What impact are new global financial standards having on low income countries? In the wake of the global financial crisis, industrialised countries have agreed a series of regulatory reforms to repair and regulate their own financial systems. All countries, including LICs, are encouraged to adopt these new global standards. Members of the G20 have asked the Financial Stability Board, International Monetary Fund, and World Bank to study how global banking initiatives will impact developing and emerging economies, identifying this area as a key policy concern in efforts to promote inclusive growth. To date, the scant research on this question almost exclusively addresses emerging market economies. LIC governments and advisers have voiced an urgent need for LIC-specific analysis.
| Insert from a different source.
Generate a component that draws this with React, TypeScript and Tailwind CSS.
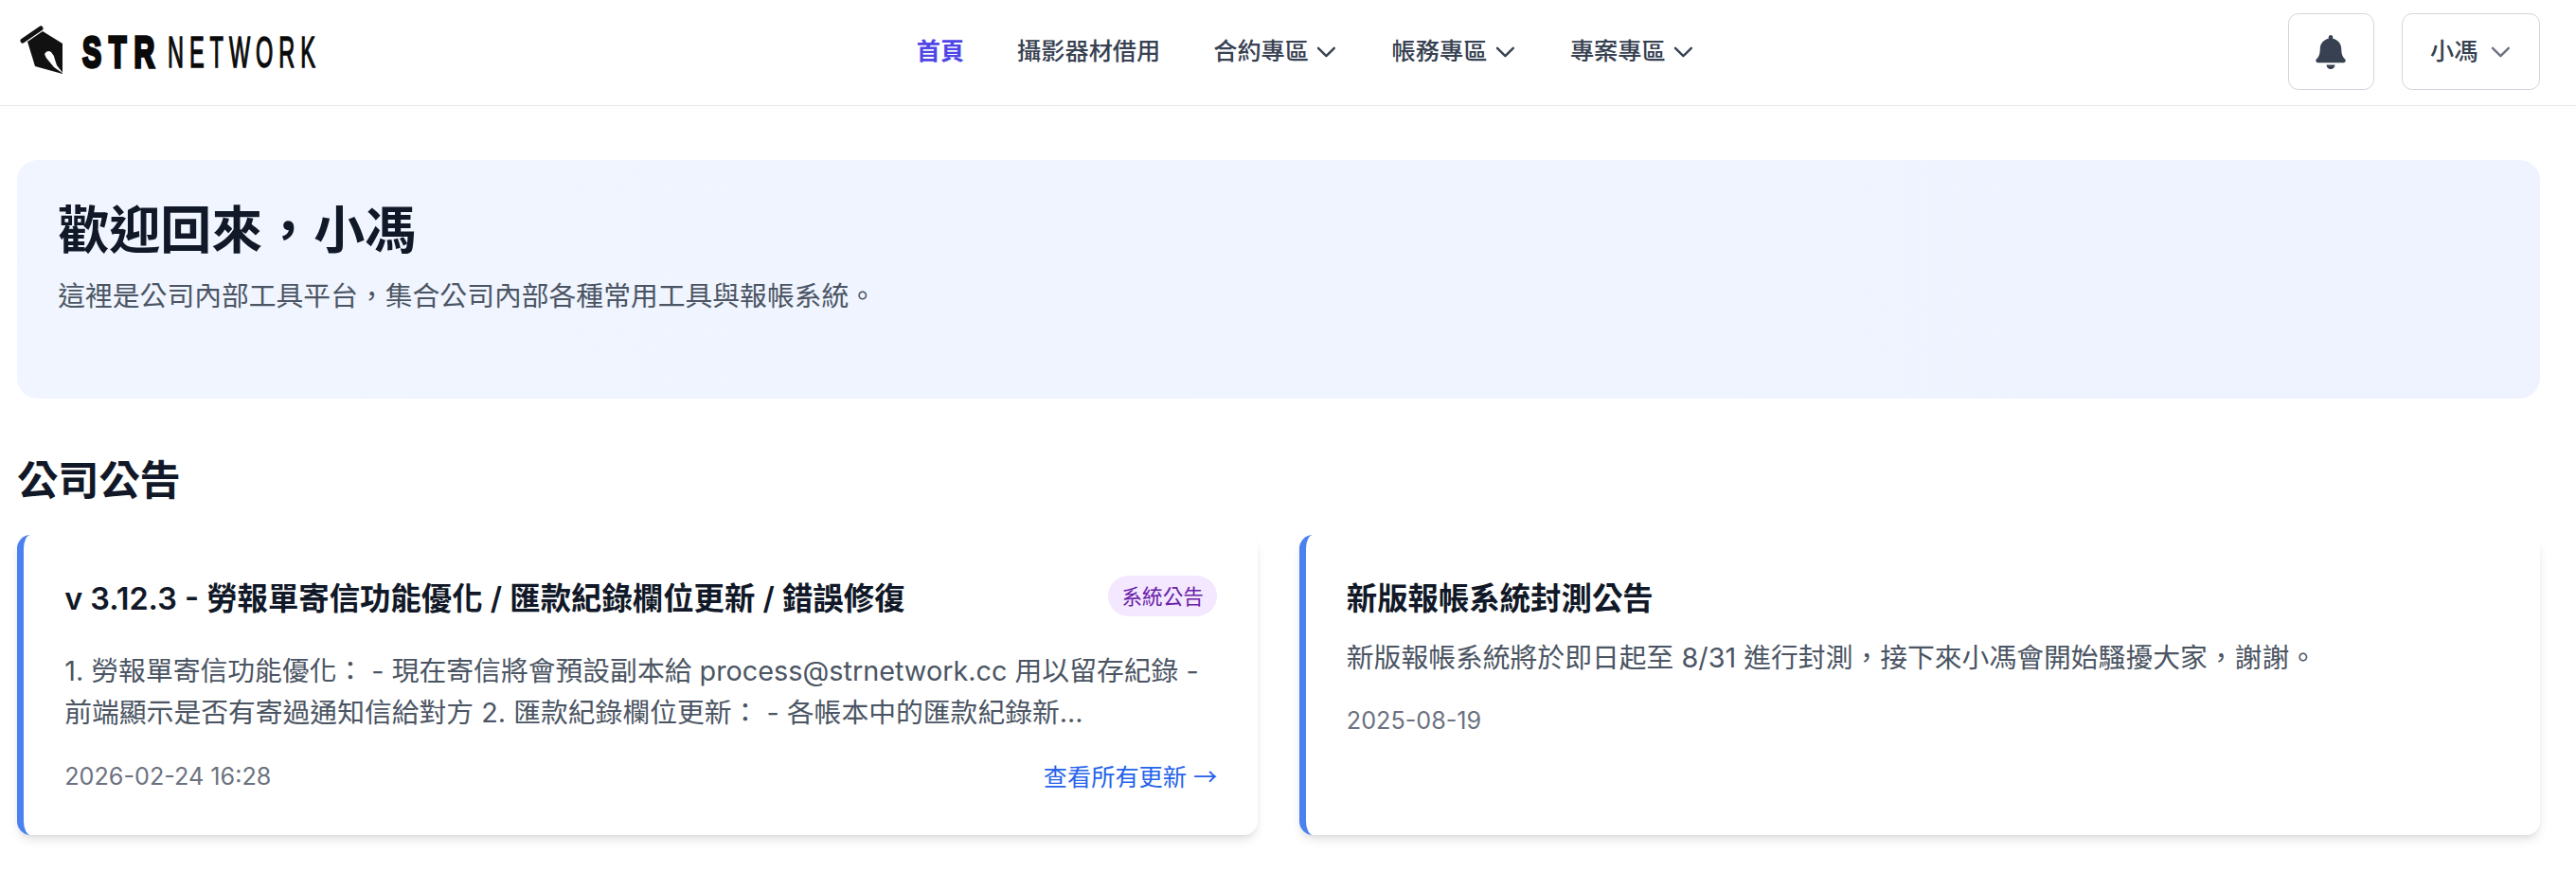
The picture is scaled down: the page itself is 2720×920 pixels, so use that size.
import { FaBell } from "react-icons/fa";

const Chevron = ({ className }: { className: string }) => (
  <svg viewBox="0 0 24 24" fill="none" stroke="currentColor" strokeWidth={2} strokeLinecap="round" strokeLinejoin="round" className={className}>
    <path d="M19 9l-7 7-7-7" />
  </svg>
);

const Logo = () => (
  <svg width="324" height="80" viewBox="0 0 324 80" className="block shrink-0">
    <path d="M6 28 L25 15" fill="none" stroke="#111" strokeWidth="5" strokeLinecap="round" />
    <path d="M11 29 L27 18 L48 31 L48 63 L19 55 Z" fill="#111" strokeLinejoin="round" />
    <path d="M29 42 Q32 37 36 40 Q39 43 40 48 L42 54 L49 63 L39 56 L34 50 Q30 46 29 42 Z" fill="#fff" />
    <text transform="translate(69 56) scale(0.64 1)" textLength="119" lengthAdjust="spacing" fontFamily="'Liberation Sans', sans-serif" fontWeight="700" fontSize="47" stroke="#0a0a0a" strokeWidth="3.5" fill="#0a0a0a">STR</text>
    <text transform="translate(159 56) scale(0.5 1)" textLength="312" lengthAdjust="spacing" fontFamily="'Liberation Sans', sans-serif" fontWeight="400" fontSize="47" stroke="#0a0a0a" strokeWidth="1.5" fill="#0a0a0a">NETWORK</text>
  </svg>
);

const font = "font-['Inter','Noto_Sans_CJK_TC',sans-serif]";
const card = "rounded-[14.4px] border-l-[7.2px] border-[#4a80f0] bg-white p-[43.2px] shadow-[0_7px_12px_-2px_rgba(0,0,0,0.1),0_3px_6px_-3px_rgba(0,0,0,0.1)]";

export default function App() {
  return (
    <div className={`min-h-[920px] bg-white ${font}`}>
      <header className="flex h-[112px] items-center justify-between border-b-[1.8px] border-[#e5e7eb] pr-[38px] pb-[2px] pl-[18px]">
        <Logo />
        <nav className="flex items-center gap-[56px] text-[25.2px] font-medium text-[#374151]">
          <a className="font-semibold text-[#4f46e5]">首頁</a>
          <a>攝影器材借用</a>
          <a className="flex items-center gap-[4.5px]">合約專區<Chevron className="-mr-[1.7px] h-[28.8px] w-[28.8px]" /></a>
          <a className="flex items-center gap-[4.5px]">帳務專區<Chevron className="-mr-[1.7px] h-[28.8px] w-[28.8px]" /></a>
          <a className="flex items-center gap-[4.5px]">專案專區<Chevron className="-mr-[1.7px] h-[28.8px] w-[28.8px]" /></a>
        </nav>
        <div className="flex items-center gap-[29px]">
          <button className="flex h-[81px] w-[91px] items-center justify-center rounded-[10.8px] border-[1.8px] border-[#d1d5db] bg-white text-[#374151]">
            <FaBell size={36} />
          </button>
          <button className="flex h-[81px] w-[146px] items-center justify-start gap-[10px] rounded-[10.8px] border-[1.8px] border-[#d1d5db] bg-white pl-[29px] text-[25.2px] font-medium text-[#374151]">
            小馮<Chevron className="h-[28.8px] w-[28.8px] text-[#6b7280]" />
          </button>
        </div>
      </header>
      <main className="pt-[57px] pr-[38px] pl-[18px]">
        <section className="h-[252px] rounded-[21.6px] bg-gradient-to-r from-[#f0f5ff] to-[#eff3ff] px-[43.2px] pt-[43.2px]">
          <h1 className="text-[54px] leading-[64.8px] font-bold text-[#111827]">歡迎回來，小馮</h1>
          <p className="mt-[14.4px] text-[28.8px] leading-[43.2px] text-[#4b5563]">這裡是公司內部工具平台，集合公司內部各種常用工具與報帳系統。</p>
        </section>
        <h2 className="mt-[57.6px] text-[43.2px] leading-[57.6px] font-semibold text-[#111827]">公司公告</h2>
        <div className="mt-[28.8px] grid grid-cols-2 gap-[43.2px]">
          <article className={card}>
            <div className="flex items-start justify-between gap-[28.8px]">
              <h3 className="text-[32.4px] leading-[50.4px] font-semibold text-[#111827]">v 3.12.3 - 勞報單寄信功能優化 / 匯款紀錄欄位更新 / 錯誤修復</h3>
              <span className="flex h-[43.2px] shrink-0 items-center rounded-full bg-[#f3e8ff] px-[14.4px] text-[21.6px] font-normal text-[#6b21a8]">系統公告</span>
            </div>
            <p className="mt-[28.8px] text-[28.8px] leading-[43.2px] text-[#4b5563]">1. 勞報單寄信功能優化： - 現在寄信將會預設副本給 process@strnetwork.cc 用以留存紀錄 - 前端顯示是否有寄過通知信給對方 2. 匯款紀錄欄位更新： - 各帳本中的匯款紀錄新...</p>
            <div className="mt-[27px] flex items-center justify-between text-[25.2px] leading-[36px]">
              <span className="text-[#6b7280]">2026-02-24 16:28</span>
              <a className="text-[#2563eb]">查看所有更新 <span className="font-['Noto_Sans_CJK_TC',sans-serif]">→</span></a>
            </div>
          </article>
          <article className={card}>
            <h3 className="text-[32.4px] leading-[50.4px] font-semibold text-[#111827]">新版報帳系統封測公告</h3>
            <p className="mt-[14.4px] text-[28.8px] leading-[43.2px] text-[#4b5563]">新版報帳系統將於即日起至 8/31 進行封測，接下來小馮會開始騷擾大家，謝謝。</p>
            <div className="mt-[27px] text-[25.2px] leading-[36px] text-[#6b7280]">2025-08-19</div>
          </article>
        </div>
      </main>
    </div>
  );
}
Over the next three years, a team of researchers to examine how low income countries (LICs) in Africa and South East Asia are affected by new global standards for regulating banks. The project will be among the very first to look at how political institutions and processes — at both the domestic and global levels — shape the impact of global banking initiatives on LICs and their ability to harness financial flows for inclusive growth.
The team will be led by Dr Emily Jones and Professor Ngaire Woods from the Global Economic Governance Programme at the Blavatnik School of Government, and Professor Thorsten Beck from Cass Business School, and the project is funded by a grant worth £521,000 from the DFID-ESRC Growth Research Programme.
The team includes researchers from academic institutions in Burkina Faso, Togo, Kenya, and Vietnam, and will involve close engagement with senior policymakers in LICs. The programme will combine the disciplinary approaches of political science and economics, and will draw on a combination of quantitative and qualitative analysis. Outputs will include top-quality peer-reviewed academic publications and a series of tailored policy briefs.